Par ailleurs, la couverture médiatique du programme SAWP sera relevée et analysée, ainsi que les initiatives et campagnes de publicité liées à la nourriture locale en Nouvelle-Écosse.
Cette recherche permettra de combler une lacune essentielle du savoir sur le mouvement locavore, les territoires ruraux et l’agriculture, en considérant ensemble les expériences et les actions des consommateurs et des producteurs pour s’interroger sur « ceux qui font le travail permettant aux autres de consommer ».
Il fournira également des connaissances indispensables sur les expériences, les conséquences et les conditions du programme des travailleurs saisonniers en Nouvelle-Écosse.
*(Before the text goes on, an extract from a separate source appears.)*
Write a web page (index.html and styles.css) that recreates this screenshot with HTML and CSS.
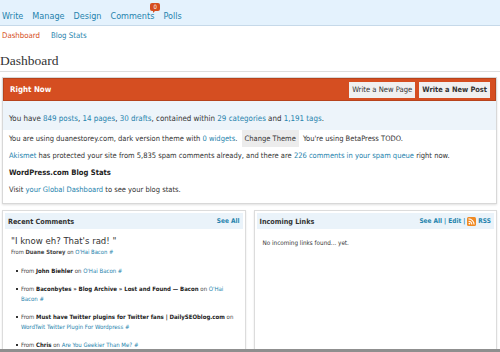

Le projet proposé fera progresser les domaines des études sur la main-d’œuvre, la migration et l’alimentation, en les projetant au-delà de leurs cadres méthodologiques et analytiques habituels pour enquêter sur des travailleurs migrants dans des systèmes alimentaires « locaux ». Premier du genre par son échelle et sa portée, le projet déploie des méthodes mixtes pour sonder et analyser les paradoxes du mouvement locavore en Nouvelle-Écosse, en portant une attention particulière aux externalités sociales et écologiques de ce mouvement.
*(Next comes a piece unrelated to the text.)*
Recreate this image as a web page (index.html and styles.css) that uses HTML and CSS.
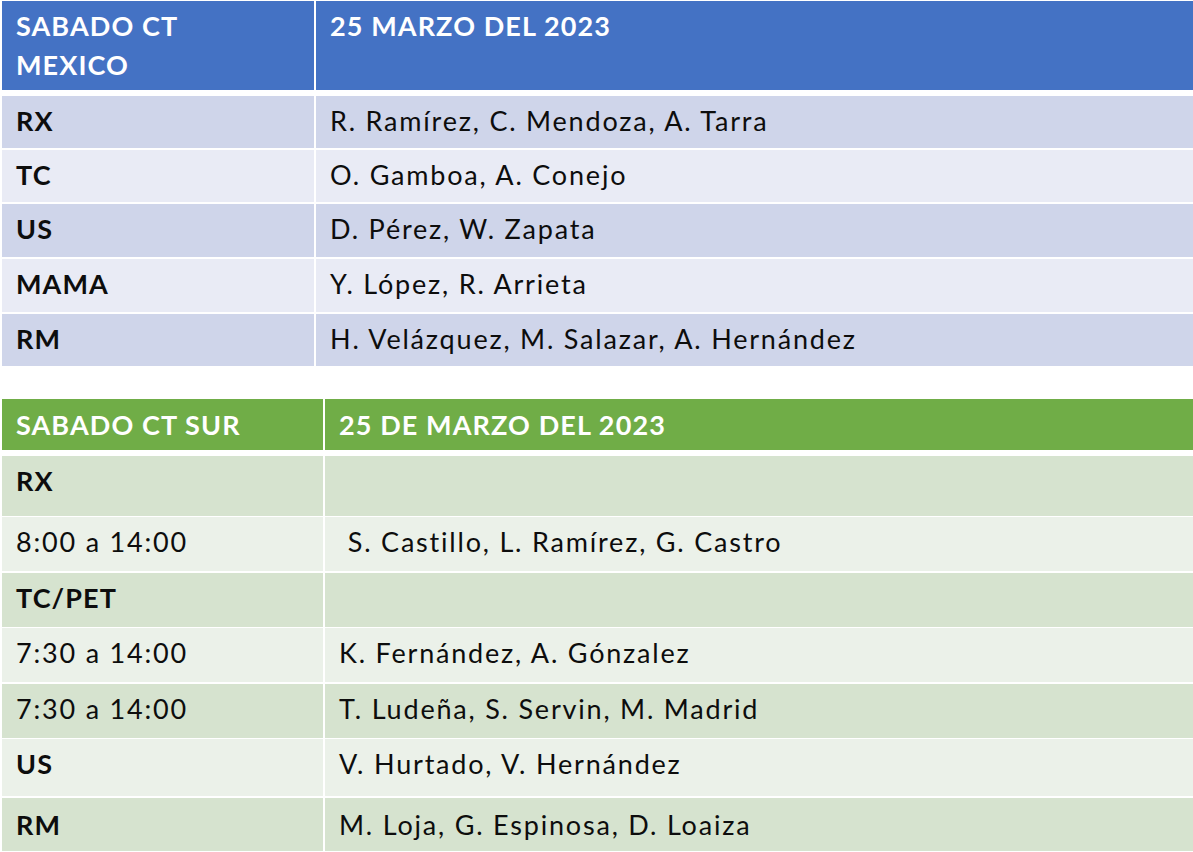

En intégrant dans l’enquête les consommateurs, considérés comme des acteurs clés de l’économie politique étudiée, cette étude contribuera à ouvrir « la boîte noire de la consommation », véritable poids pour la recherche sur l’alimentation locale et alternative. Ainsi, davantage qu’une étude de cas restreinte sur le SAWP, cette recherche permettra, par son approche méthodologique et son cadre théorique, de questionner efficacement l’économie politique mondiale d’un système de production alimentaire souvent défini par et pour les consommateurs en fonction de ses aspects locaux.
Enfin, le projet permettra de complexifier l’image de l’alimentation locale en Nouvelle-Écosse en étudiant les conditions et la main d’œuvre à l’origine de sa production et de sa reproduction, en analysant la présentation des aliments locaux dans les publicités et les médias, en abordant l’échelle comme une stratégie et en questionnant les hypothèses des mouvements alimentaires sur le local.